A major revolt in 1920 against the "heavy-handed approach of the occupation" took six months, many lives, and great cost to put down. Demands to end the occupation increased. At this point, according to Dodge, the occupying powers began to concentrate on ending the occupation at the expense of nation building.

Winston Churchill came up with a plan for substituting air power for "costly imperial troops," which he hoped would end criticism at home and save the occupation. Air power was billed as "an explicitly moral instrument of social control" to be used against the "semi-civilized." As with the U.S. bombing campaign at the beginning of the latest Iraq war, the public was told the lie that modern air battle technology would result in few, if any, human casualties.

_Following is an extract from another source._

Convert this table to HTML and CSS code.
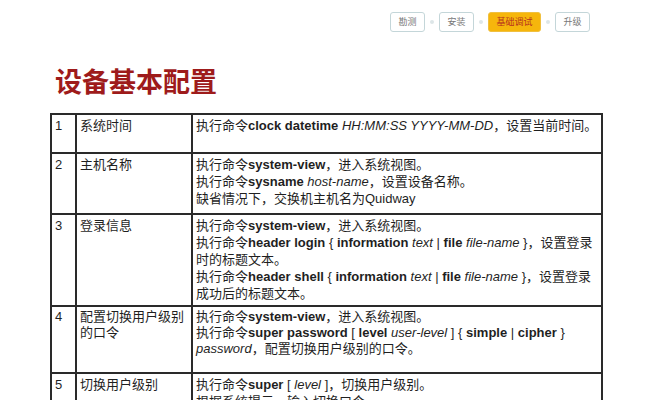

The first air attack, against the villages of two recalcitrant sheikhs, made "apparent to tribes in a wide area…the new might and reach of the state." In the process, some 100 men, women, and children were killed, and six villages and much livestock were destroyed. The results, says Dodge, "had to be hidden from the British public." As with the even more bloody collective punishment in Fallujah earlier this year, the aim was to let every Iraqi know how murderous the occupiers could be while hiding the same news from people at home.

In the concluding chapter, Dodge speaks directly to L. Paul Bremer, then-viceroy of the American occupation. Dodge urges Bremer to discover the "‘essence’ of Iraq." According to Dodge, better planning, better security, and especially more troops will be necessary to get the job done "right." So, voilà–the Kerry plan!

Dodge’s history can teach us important lessons if we cut through the pro-imperial message he intended. The parallels between the two occupations show in detail how a military power bent on controlling another nation in order to exploit its resources has nothing but misery to offer its people.